Peter Gizzi

1959 –

Peter Gizzi was born on August 7, 1959, and grew up in Pittsfield, Massachusetts. He holds degrees from New York University, Brown University, and the State University of New York at Buffalo.

Gizzi’s books of poetry include Archeophonics (Wesleyan University Press, 2016), In Defense of Nothing: Selected Poems, 1987–2011 (Wesleyan University Press, 2014); The Outernationale (Wesleyan University Press, 2007), and Periplum: Or, I, the Blaze (Avec Books, 1992). He has also published several limited-edition chapbooks, folios, and artist books. His work has been widely anthologized and translated into numerous languages.

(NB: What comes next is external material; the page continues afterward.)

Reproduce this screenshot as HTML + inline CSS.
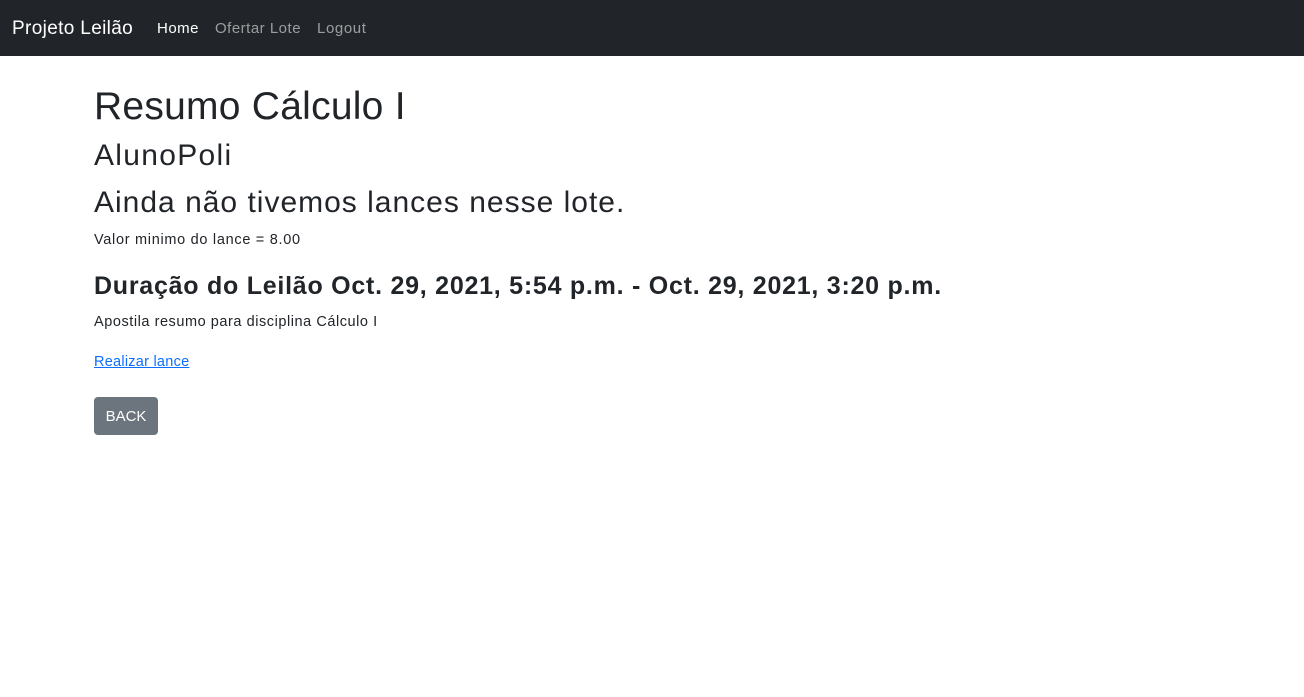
<!DOCTYPE html>
<html><head><meta charset="utf-8"><style>
*{box-sizing:border-box}
body{margin:0;font-family:"Liberation Sans",sans-serif;color:#212529;background:#fff}
.nav{height:56px;background:#212529;position:relative}
.nav span{position:absolute;top:20px;white-space:nowrap}
.brand{color:#fff;font-size:19px;letter-spacing:0.35px;top:18px!important}
.nl{font-size:15px;color:rgba(255,255,255,.55);letter-spacing:0.5px}
.act{color:#fff}
.t{position:absolute;white-space:nowrap;margin:0}
h1{font-size:39px;font-weight:500;letter-spacing:0.25px}
.h2{font-size:30px;font-weight:500}
.p{font-size:14.5px}
.btn{position:absolute;top:397px;left:94px;width:64px;height:38px;background:#6c757d;color:#fff;border-radius:4px;font-size:15px;display:flex;align-items:center;justify-content:center}
</style></head><body>
<div class="nav"><span class="brand" style="left:12px">Projeto Leilão</span><span class="nl act" style="left:157px">Home</span><span class="nl" style="left:215px">Ofertar Lote</span><span class="nl" style="left:317px;letter-spacing:0.6px">Logout</span></div>
<h1 class="t" style="left:94px;top:85px">Resumo Cálculo I</h1>
<div class="t h2" style="left:94px;top:139px;letter-spacing:1.3px">AlunoPoli</div>
<div class="t h2" style="left:94px;top:186px;letter-spacing:1px">Ainda não tivemos lances nesse lote.</div>
<div class="t p" style="left:94px;top:232px;letter-spacing:0.7px">Valor minimo do lance = 8.00</div>
<div class="t" style="left:94px;top:272px;font-size:25px;font-weight:600;letter-spacing:0.75px">Duração do Leilão Oct. 29, 2021, 5:54 p.m. - Oct. 29, 2021, 3:20 p.m.</div>
<div class="t p" style="left:94px;top:314px;letter-spacing:0.55px">Apostila resumo para disciplina Cálculo I</div>
<div class="t p" style="left:94px;top:354px;color:#0d6efd;text-decoration:underline;letter-spacing:0.25px">Realizar lance</div>
<div class="btn">BACK</div>
</body></html>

About Gizzi’s collection Artificial Heart, the critic Marjorie Perloff writes, “In his visionary quest, his raw emotion, and his New York school spontaneity, Gizzi performs a clinamen that relates him to [Frank] O’Hara, [John] Ashbery, and, beyond these poets, to [Arthur] Rimbaud and Hart Crane.... a master of the mot juste and of sound structure. Most of the book’s poems... are as memorable as they are moving and spare.”

Gizzi has held residencies at The MacDowell Colony, The Foundation of French Literature at Royaumont, Un Bureau Sur L’Atlantique, and the Centre International de Poesie Marseille. His honors include the Lavan Younger Poet Award from the Academy of American Poets and fellowships from the Howard Foundation, The Foundation for Contemporary Performance Arts, and The John Simon Guggenheim Memorial Foundation.

Gizzi’s work as an editor includes o•blék: a journal of language artsThe Exact Change Yearbook, and The House That Jack Built: The Collected Lectures of Jack Spicer (Wesleyan University Press, 1998). He has taught at Brown University, and the University of California, Santa Cruz. He is currently on the faculty of the University of Massachusetts Amherst.